To go beyond Dawson, I must ask to what extent we in the post-Civil Rights era find ourselves in the same position as Job. We have seen the suffering of people like Dr. King, and have come to recognize the evils of slavery and segregation. Indeed, far more even than in Job 3, today slavery is often paraded out whenever someone needs a convenient example of unmistakable evil. We may not agree on abortion or immigration or social welfare, but we can all agree that some things are evil, slavery and genocide being the usual suspects. Yet for all our rhetoric, most of us pay little if any attention to those who actually suffer from these evils. Like Job, we can trot out slavery as an example of ultimate evil, but never actually do anything to help those who, even today, live in slavery. Perhaps Job’s friends where not so wrong, after all, to insist that Job’s “innocence” was illusory, whatever God may say. Perhaps we also are far too quick to view ourselves as innocent of the systemic violence that Dr. King fought, while ignoring the same evil in our own world. Slavery and genocide may be going on in Africa and other parts of the world, and sure we feel really bad about that, but we’ve got other things to worry about, and Africa is sooo far away.

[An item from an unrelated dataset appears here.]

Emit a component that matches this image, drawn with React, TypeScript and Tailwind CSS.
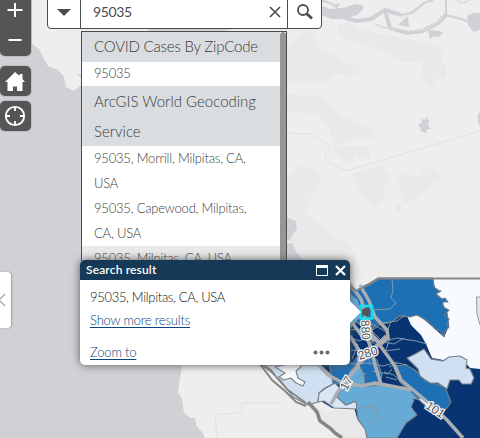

All of which brings me to last night’s Presidential Address by Dr. Vincent Wimbush. Our new society president is the first person of color to hold that position, and it is fitting that he should give his first address here in Atlanta, the home of Dr. King. Nor did he shy away from the theme, using his speech to insist that we ourselves, as a society, are not innocent of the segregation and slavery that we so casually dismiss. This society was founded in 1880, and he noted that it was not until the 1950s that we had our first black member, and not until the 1980s that we had our first session specifically focused on African American issues. Even today the academy evidences a distressingly elitist tendency to dismiss the popular religion of black (and, I would add, other “fundamentalist”) preachers on the basis of a supposedly neutral “historical” reconstruction. We, as enlightened, learned scholars, know what the Bible is really about, unlike the ignorant masses who seem to think it has some relevance for their contemporary lives.

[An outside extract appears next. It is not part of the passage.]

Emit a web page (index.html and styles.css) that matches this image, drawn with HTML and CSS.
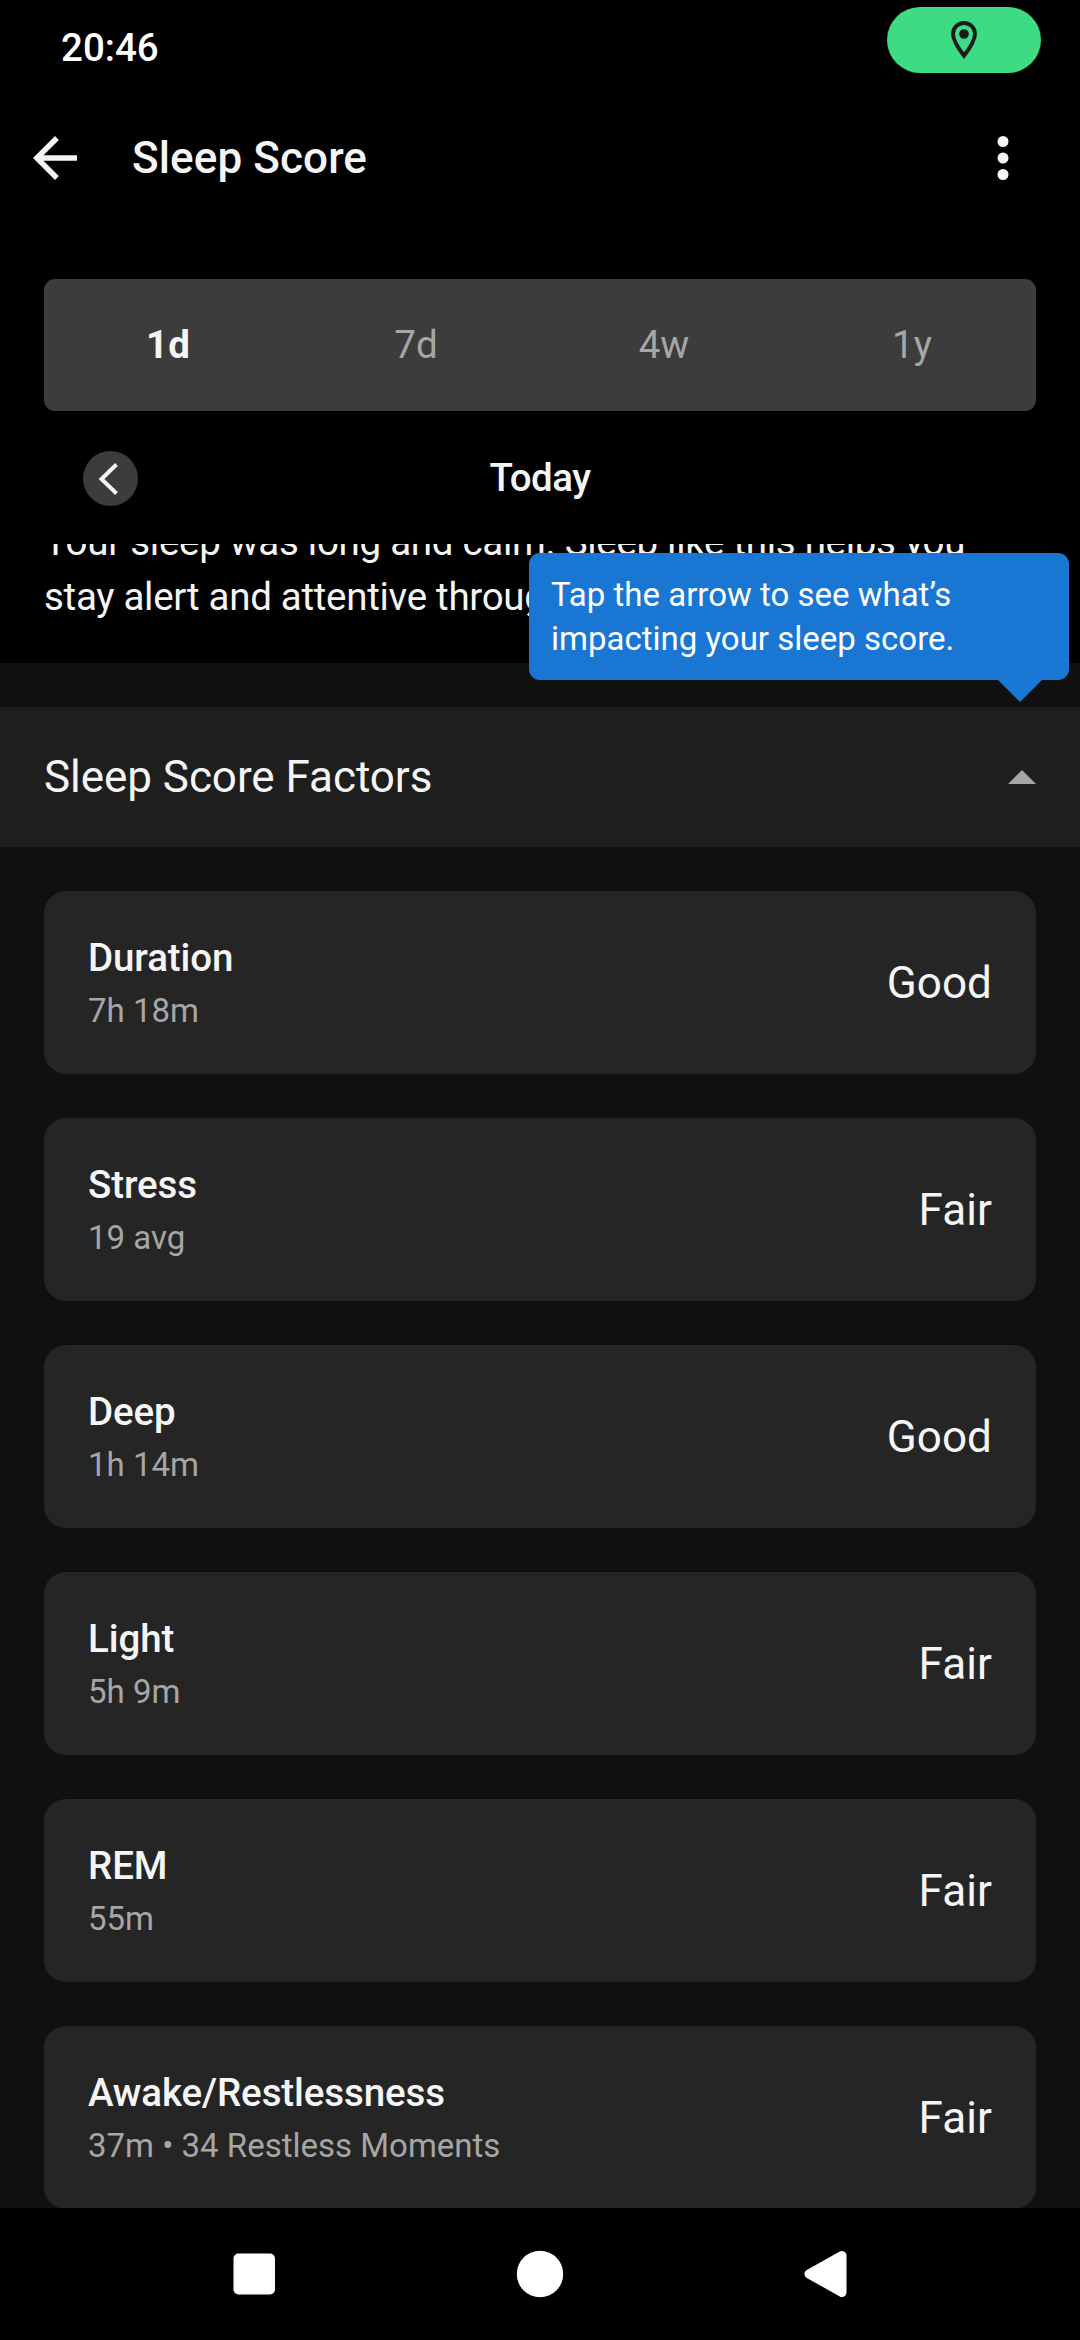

I exaggerate, but in truth we have too often been a kind of old-boys club, and sometimes even ostensibly academic concerns with maintaining a “critical” approach to the Bible can hide an uncritical dismissal of popular religion or social concerns. Moreover, even as we as a society have sought to open up discussion with a wider range of issues, one need only glance through the program book to see that segregation is still a fact of life in the SBL. Why should we have specific sections devoted to African-American Biblical Hermeneutics, Disability studies, Queer Theory and Feminism, yet see little if any impact of such concerns within most of the other sessions? Certainly ideological criticism has made inroads in various places—it was after all a session on Job, not a session on Post-Colonialism or some such, that Dawson presented her paper on slavery and systemic violence—but such things remain the exception rather than the rule.
Admittedly, there is far more to biblical studies than ideological criticism, and I must say the session I have enjoyed most so far this year–on Hebrew poetry and theology–had little direct connection with such issues, nor did it need to have any. All of us are faced with too little time and too many things that would be worth pursuing for us to indulge every potential angle in every session. We must choose where to focus, and so we build program units in accordance with our interests, and perhaps also with a view to drawing the largest possible crowd. We may lament that there are other sections we would also have liked to attend, but ultimately we all must make choices about where to spend our time, and overwhelmingly we choose to spend that time on questions of history, theology, literary criticism and the like.
Yet for that very reason, and others, I found the conclusion to Wimbush’s Presidential Address rather unfortunate, particularly his claim that in this century of multiculturalism, we as a society can no longer limit ourselves solely to “biblical” literature, but must also expand our scope to embrace all “scripture” more generally. At the risk of throwing my lot in with the bigots, I cannot agree. There are other learned societies available to discuss “scriptures” more broadly, and we can all be grateful that the SBL will once again be meeting alongside the American Academy of Religion next year, without having to remake ourselves in its image. If we truly want to take more serious account of our and the Bible’s history with and ongoing participation in slavery, segregation and other systemic evils, we would be better served to do so through a more sustained engagement with such issues in relation to our already existing shared interests, than in ballooning our mission out to some amorphous discussion of “scripture” the world over.
However valuable it certainly is to learn from traditions quite different from our own, and however vital it must be to broaden our horizons beyond the academy to the world we all live in—even those suffering so “far” away–we as a society have quite enough to divide and distract us already, without abandoning the one thing that unifies us: a shared interest in biblical literature. Indeed, as N.T. Wright’s address on Friday night so well argued, an informed and intensive investigation of the Bible in its original historical settings can and should itself lead us into participation in God’s work of remaking the world, of freeing the oppressed and setting the captives free. That it so rarely does says nothing good about our claim to be a society of biblical literature, whatever the future of our discipline may be.